Acredito que não. O que vejo com muita curiosidade é o deputado que ontem ajudou o governo Antonio Anastasia a roubar os nossos direitos agora ser um defensor do novo acordo. Então a política traz essas coisas pitorescas pra gente, mesmo. O que acho positivo é que essa negociação impacta nos municípios. Porque o grande discurso deles era o mesmo do Estado, de que o piso era proporcional, que não tem que fazer reajuste para piso. Agora os prefeitos precisam ter mais atenção porque o reajuste é anual sim, tem que ter piso, mas tem que ter carreira. Então acho que é uma influência boa.
Apesar da decisão do Supremo Tribunal Federal, continua na Assembleia a discussão da PEC 3, para efetivar todos os funcionários que estão englobados na Lei 100. Como você vê essa situação?

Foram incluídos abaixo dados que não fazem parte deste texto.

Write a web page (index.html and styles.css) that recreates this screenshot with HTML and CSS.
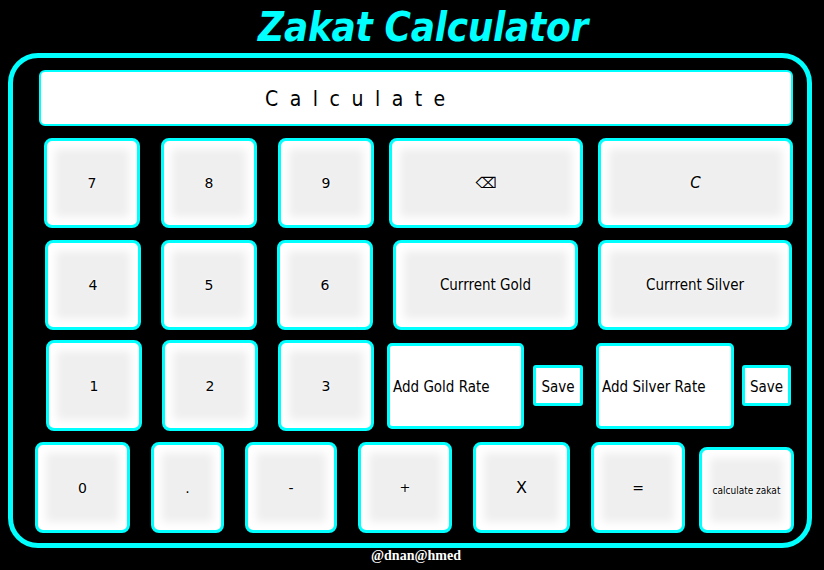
FILE: index.html
```html
<!DOCTYPE html>
<html>
<head>
<meta charset="utf-8">
<title>Zakat Calculator</title>
<link rel="stylesheet" href="styles.css">
</head>
<body>
<h1 class="title">Zakat Calculator</h1>
<div class="calculator">
  <div class="display">Calculate</div>

  <div class="row row-1">
    <div class="digits">
      <button class="key">7</button>
      <button class="key">8</button>
      <button class="key">9</button>
    </div>
    <button class="key key-op key-back">⌫</button>
    <button class="key key-op key-clear">C</button>
  </div>

  <div class="row row-2">
    <div class="digits">
      <button class="key">4</button>
      <button class="key">5</button>
      <button class="key">6</button>
    </div>
    <button class="key key-text key-gold">Currrent Gold</button>
    <button class="key key-text key-silver">Currrent Silver</button>
  </div>

  <div class="row row-3">
    <div class="digits">
      <button class="key">1</button>
      <button class="key">2</button>
      <button class="key">3</button>
    </div>
    <div class="rate-group">
      <div class="rate-input">Add Gold Rate</div>
      <button class="save">Save</button>
    </div>
    <div class="rate-group rate-group-silver">
      <div class="rate-input">Add Silver Rate</div>
      <button class="save">Save</button>
    </div>
  </div>

  <div class="row row-4">
    <button class="key key-zero">0</button>
    <button class="key key-dot">.</button>
    <button class="key key-minus">-</button>
    <button class="key key-plus">+</button>
    <button class="key key-times">X</button>
    <button class="key key-equals">=</button>
    <button class="key key-zakat">calculate zakat</button>
  </div>
</div>
<footer class="credit">@dnan@hmed</footer>
</body>
</html>
```

FILE: styles.css
```css
* {
  box-sizing: border-box;
}

body {
  margin: 0;
  background: #000;
  font-family: "Comic Sans MS", "DejaVu Sans", sans-serif;
}

.title {
  margin: 0;
  height: 53px;
  line-height: 54px;
  text-align: center;
  padding-left: 22px;
  color: #00ffff;
  font-family: "DejaVu Sans Condensed", "DejaVu Sans", sans-serif;
  font-size: 40px;
  font-weight: bold;
  font-style: italic;
  letter-spacing: -0.3px;
}

.calculator {
  margin: 0 12px 0 8px;
  height: 495px;
  border: 5px solid #00ffff;
  border-radius: 30px;
  display: flex;
  flex-direction: column;
}

.display {
  margin: 12px 0 0 26px;
  width: 754px;
  height: 56px;
  background: #fff;
  border: 2px solid #00ffff;
  border-radius: 6px;
  padding-left: 224px;
  line-height: 54px;
  font-size: 21px;
  letter-spacing: 11.5px;
  color: #000;
  font-family: "DejaVu Sans Condensed", "DejaVu Sans", sans-serif;
}

.row {
  display: flex;
  align-items: flex-start;
}

.digits {
  display: flex;
}

.key {
  width: 96px;
  height: 90px;
  margin: 0;
  padding: 0;
  background: #efefef;
  border: 3px solid #00ffff;
  border-radius: 8px;
  box-shadow: inset 0 0 8px 8px #fff;
  color: #000;
  font-family: "DejaVu Sans", sans-serif;
  font-size: 14px;
  text-shadow: 0 0 4px #fff, 0 0 2px #fff;
}

/* row 1 */
.row-1 {
  margin-top: 12px;
  padding-left: 31px;
  gap: 15px;
}
.row-1 .digits {
  gap: 21px;
}
.key-back {
  width: 194px;
  font-size: 15px;
}
.key-clear {
  width: 195px;
  font-style: italic;
  font-size: 15px;
}

/* row 2 */
.row-2 {
  margin-top: 12px;
  padding-left: 32px;
  gap: 20px;
}
.row-2 .digits {
  gap: 20px;
}
.key-text {
  font-family: "DejaVu Sans Condensed", "DejaVu Sans", sans-serif;
  font-size: 15px;
}
.key-gold {
  width: 185px;
}
.key-silver {
  width: 194px;
}

/* row 3 */
.row-3 {
  margin-top: 10px;
  padding-left: 33px;
  gap: 13px;
  align-items: center;
}
.row-3 .digits {
  gap: 20px;
}
.row-3 .key {
  height: 91px;
}

.rate-group {
  display: flex;
  align-items: center;
  gap: 9px;
}
.rate-group-silver {
  gap: 8px;
}

.rate-input {
  width: 137px;
  height: 86px;
  background: #fff;
  border: 3px solid #00ffff;
  border-radius: 5px;
  padding: 2px 0 0 3px;
  display: flex;
  align-items: center;
  color: #000;
  font-family: "DejaVu Sans Condensed", "DejaVu Sans", sans-serif;
  font-size: 15px;
}
.rate-group-silver .rate-input {
  width: 138px;
}

.save {
  width: 50px;
  height: 41px;
  margin: 0;
  padding: 2px 0 0;
  background: #fff;
  border: 3px solid #00ffff;
  border-radius: 3px;
  color: #000;
  font-family: "DejaVu Sans Condensed", "DejaVu Sans", sans-serif;
  font-size: 15px;
}
.rate-group-silver .save {
  width: 49px;
}

/* row 4 */
.row-4 {
  margin-top: 11px;
  padding-left: 22px;
  gap: 21px;
  align-items: flex-end;
}
.row-4 .key {
  height: 91px;
}
.key-zero { width: 95px; }
.key-dot { width: 73px; }
.key-minus { width: 92px; }
.key-plus { width: 94px; font-size: 13px; }
.key-times { width: 97px; font-size: 16px; }
.key-equals { width: 94px; }
.row-4 .key-zakat {
  width: 95px;
  height: 86px;
  margin-left: -7px;
  font-family: "DejaVu Sans Condensed", "DejaVu Sans", sans-serif;
  font-size: 10px;
}

.credit {
  padding-left: 8px;
  text-align: center;
  color: #fff;
  font-family: "Liberation Serif", serif;
  font-weight: bold;
  font-size: 14px;
  line-height: 16px;
}
```
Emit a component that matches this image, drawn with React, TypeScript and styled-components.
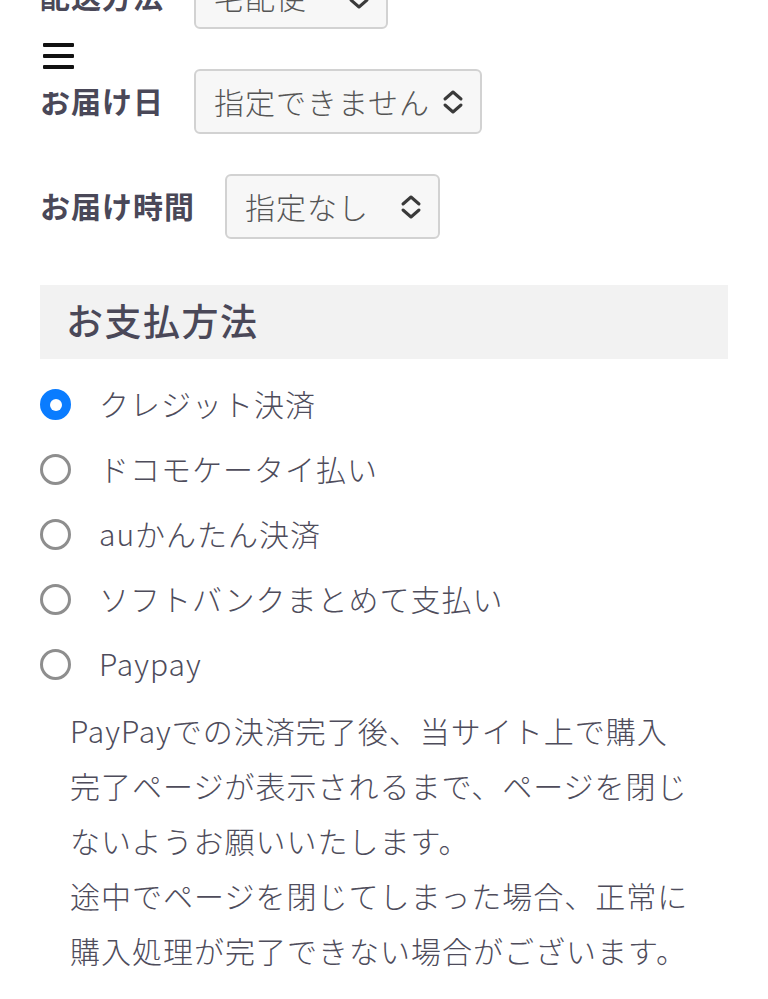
import React from 'react';
import styled, { createGlobalStyle } from 'styled-components';

const GlobalStyle = createGlobalStyle`
	html, body {
		margin: 0;
		padding: 0;
		background: #fff;
	}
	body {
		font-family: "Noto Sans CJK JP", "Noto Sans", sans-serif;
		color: #4e4c5b;
		overflow: hidden;
	}
`;

const MenuButton = styled.button`
	position: fixed;
	top: 30px;
	left: 28px;
	width: 35px;
	height: 62px;
	padding: 13px 0 0 15px;
	border: none;
	background: #fff;
	display: flex;
	flex-direction: column;
	gap: 7px;
	overflow: visible;
	z-index: 10;
`;

const Bar = styled.span`
	display: block;
	width: 31px;
	height: 4px;
	flex: none;
	background: #111;
	border-radius: 1px;
`;

const Page = styled.main`
	margin-top: -36px;
	padding: 0 40px;
`;

const Fields = styled.div`
	display: flex;
	flex-direction: column;
	gap: 40px;
`;

const Row = styled.div`
	display: flex;
	align-items: center;
	gap: 30px;
	height: 65px;
`;

const Label = styled.span`
	font-size: 30px;
	font-weight: 700;
	letter-spacing: 1px;
	color: #4a4858;
	margin-top: -3px;
`;

const SelectBox = styled.div<{ $width: number }>`
	box-sizing: border-box;
	width: ${(p) => p.$width}px;
	height: 65px;
	padding: 0 16px 0 18px;
	display: flex;
	align-items: center;
	justify-content: space-between;
	background: #f7f7f7;
	border: 2px solid #d2d2d2;
	border-radius: 6px;
	font-size: 30px;
	font-weight: 300;
	letter-spacing: 1px;
	color: #555;

	& > span {
		margin-top: -2px;
	}
`;

const Chevrons = () => (
	<svg width="22" height="26" viewBox="0 0 22 26" fill="none" stroke="#3a3a3a" strokeWidth="3" strokeLinecap="round" strokeLinejoin="round">
		<path d="M3 10 L11 3 L19 10" />
		<path d="M3 16 L11 23 L19 16" />
	</svg>
);

const Select: React.FC<{ value: string; width: number }> = ({ value, width }) => (
	<SelectBox $width={width}>
		<span>{value}</span>
		<Chevrons />
	</SelectBox>
);

const SectionTitle = styled.h2`
	margin: 46px 0 13px;
	height: 74px;
	padding: 0 26px 4px;
	box-sizing: border-box;
	display: flex;
	align-items: center;
	background: #f2f2f2;
	font-size: 37px;
	font-weight: 500;
	letter-spacing: 1.5px;
	color: #4a4858;
`;

const RadioList = styled.ul`
	list-style: none;
	margin: 0;
	padding: 0;
`;

const RadioRow = styled.li`
	display: flex;
	align-items: center;
	gap: 28px;
	height: 65px;
	font-size: 30px;
	font-weight: 300;
	letter-spacing: 1px;

	& > span:last-child {
		margin-top: -3px;
	}
`;

const RadioMark = styled.span<{ $checked?: boolean }>`
	box-sizing: border-box;
	width: 31px;
	height: 31px;
	flex: none;
	border-radius: 50%;
	display: flex;
	align-items: center;
	justify-content: center;
	background: ${(p) => (p.$checked ? '#0a7cff' : '#fff')};
	border: 3px solid ${(p) => (p.$checked ? '#0a7cff' : '#8e8e8e')};

	&::after {
		content: '';
		display: ${(p) => (p.$checked ? 'block' : 'none')};
		width: 12px;
		height: 12px;
		border-radius: 50%;
		background: #fff;
	}
`;

const Note = styled.p`
	margin: 6px 0 0;
	padding: 0 30px;
	font-size: 30px;
	font-weight: 300;
	letter-spacing: 1px;
	line-height: 55px;
`;

const payments = [
	'クレジット決済',
	'ドコモケータイ払い',
	'auかんたん決済',
	'ソフトバンクまとめて支払い',
	'Paypay',
];

export default function App() {
	return (
		<>
			<GlobalStyle />
			<MenuButton aria-label="menu">
				<Bar />
				<Bar />
				<Bar />
			</MenuButton>
			<Page>
				<Fields>
					<Row>
						<Label>配送方法</Label>
						<Select value="宅配便" width={194} />
					</Row>
					<Row>
						<Label>お届け日</Label>
						<Select value="指定できません" width={288} />
					</Row>
					<Row>
						<Label>お届け時間</Label>
						<Select value="指定なし" width={215} />
					</Row>
				</Fields>
				<SectionTitle>お支払方法</SectionTitle>
				<RadioList>
					{payments.map((name, i) => (
						<RadioRow key={name}>
							<RadioMark $checked={i === 0} />
							<span>{name}</span>
						</RadioRow>
					))}
				</RadioList>
				<Note>
					PayPayでの決済完了後、当サイト上で購入完了ページが表示されるまで、ページを閉じないようお願いいたします。
					<br />
					途中でページを閉じてしまった場合、正常に購入処理が完了できない場合がございます。
				</Note>
			</Page>
		</>
	);
}
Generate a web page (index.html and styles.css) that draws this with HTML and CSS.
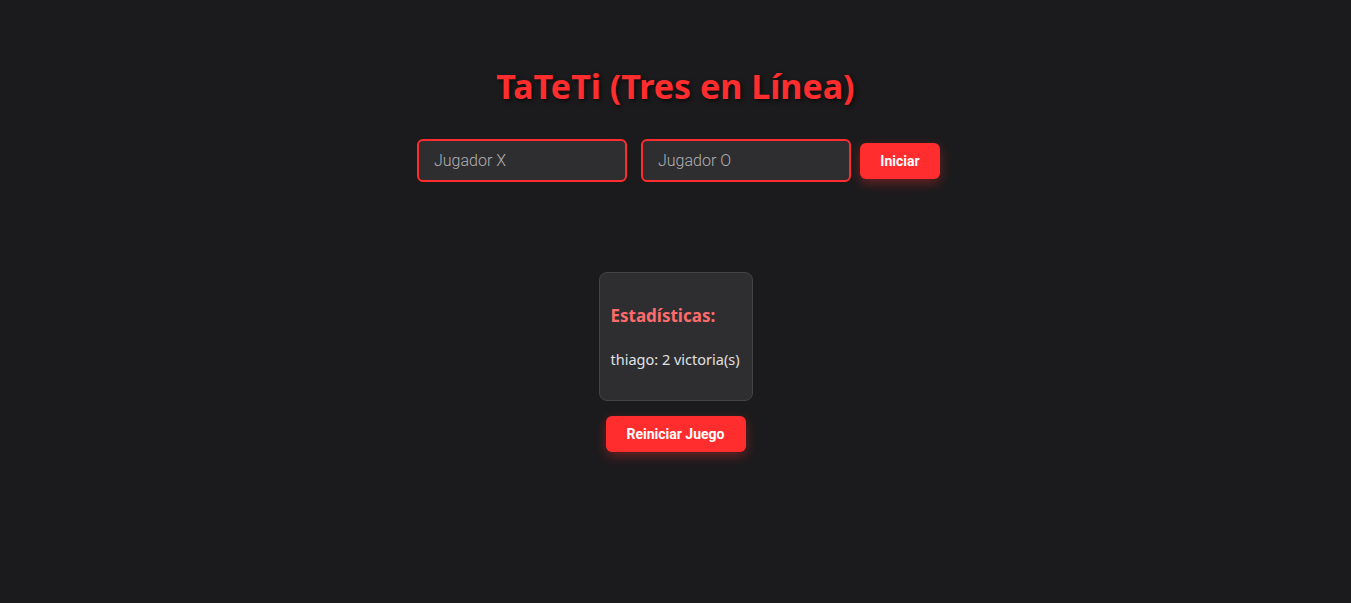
FILE: index.html
```html
<!DOCTYPE html>
<html lang="es">
<head>
<meta charset="utf-8">
<title>TaTeTi</title>
<link rel="stylesheet" href="styles.css">
</head>
<body>
<main class="app">
  <h1 class="title">TaTeTi (Tres en Línea)</h1>
  <div class="players">
    <input class="player-input" type="text" placeholder="Jugador X">
    <input class="player-input" type="text" placeholder="Jugador O">
    <button class="btn btn-start">Iniciar</button>
  </div>
  <div class="board-space"></div>
  <section class="stats">
    <h3 class="stats-title">Estadísticas:</h3>
    <p class="stats-line">thiago: 2 victoria(s)</p>
  </section>
  <button class="btn btn-reset">Reiniciar Juego</button>
</main>
</body>
</html>
```
FILE: styles.css
```css
html, body {
  margin: 0;
  padding: 0;
  background: #1b1b1d;
  height: 100%;
}
body {
  font-family: "Noto Sans", "Open Sans", sans-serif;
  color: #e6e6e6;
}
.app {
  display: flex;
  flex-direction: column;
  align-items: center;
  padding-top: 62px;
}
.title {
  margin: 0;
  font-size: 34px;
  font-weight: 700;
  color: #ff2d2d;
  text-shadow: 2px 2px 4px rgba(0, 0, 0, 0.6);
  line-height: 48px;
}
.players {
  display: flex;
  align-items: center;
  margin-top: 29px;
  padding-left: 6px;
}
.player-input {
  box-sizing: border-box;
  width: 210px;
  height: 43px;
  margin-right: 14px;
  padding: 0 15px;
  background: #2e2e31;
  border: 2px solid #ff2d2d;
  border-radius: 6px;
  color: #ddd;
  font-family: Roboto, "Liberation Sans", sans-serif;
  font-weight: 300;
  font-size: 16px;
  outline: none;
}
.player-input::placeholder {
  color: #b0b0b0;
}
.player-input + .player-input {
  margin-right: 9px;
}
.btn {
  box-sizing: border-box;
  height: 36px;
  border: none;
  border-radius: 6px;
  background: #ff2d2d;
  color: #fff;
  font-family: Roboto, "Liberation Sans", sans-serif;
  font-weight: 700;
  font-size: 14px;
  cursor: pointer;
  box-shadow: 0 4px 12px rgba(255, 45, 45, 0.35);
}
.btn-start {
  width: 80px;
}
.board-space {
  height: 90px;
}
.stats {
  box-sizing: border-box;
  width: 154px;
  height: 129px;
  padding: 0 11px;
  background: #2e2e31;
  border: 1px solid #444447;
  border-radius: 8px;
  display: flex;
  flex-direction: column;
  justify-content: center;
}
.stats-title {
  margin: 0 0 22px;
  font-size: 17px;
  font-weight: 700;
  color: #ff6b6b;
}
.stats-line {
  margin: 0;
  font-size: 14.5px;
  color: #e0e0e0;
  white-space: nowrap;
}
.btn-reset {
  width: 140px;
  margin-top: 15px;
}
```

Lamento que tenha políticos que continuem trabalhando na ideia de mentir para a categoria, porque o que a PEC 3 propõe é o que o STF acabou de declarar inconstitucional. O problema é que quem diz a verdade não serve. Então a gente alerta que a PEC 3 reproduz o que o STF acabou de declarar inconstitucional e que, portanto, existe aí um problema, mesmo se aprovado. Aí nós nos tornamos pessoas indesejadas por falarmos a verdade. Os deputados deveriam, na época, ter ajudado a pensar alguma saída que não jogasse a categoria na fragilidade, porque a PEC 3 vai fazer isso de novo.
Qual o maior desafio: o magistério, a militância ou conciliar os dois?
Ser mulher militante. O mundo continua machista, as relações de poder continuam masculinas. Basta ver como a presidente Dilma é tratada. Eu não me lembro de o presidente Fernando Henrique Cardoso ter sido tratado da mesma forma.
Pela sua atuação hoje, está nos planos ingressar na política e concorrer a uma vaga na Câmara ou na Assembleia?
Eu já faço política (risos). Fiz a opção de ficar onde eu poderia contribuir melhor. Embora tenha sido pressionada, no ano passado, porque as pessoas achavam que eu deveria ser candidata, fiz a opção de ficar onde poderia contribuir melhor para um projeto de educação emancipadora, de uma luta social.
Mas é uma opção que você descarta para o futuro?
Não, até porque aqui tem tempo de validade, não posso ficar a vida toda. O movimento sindical tem que se renovar.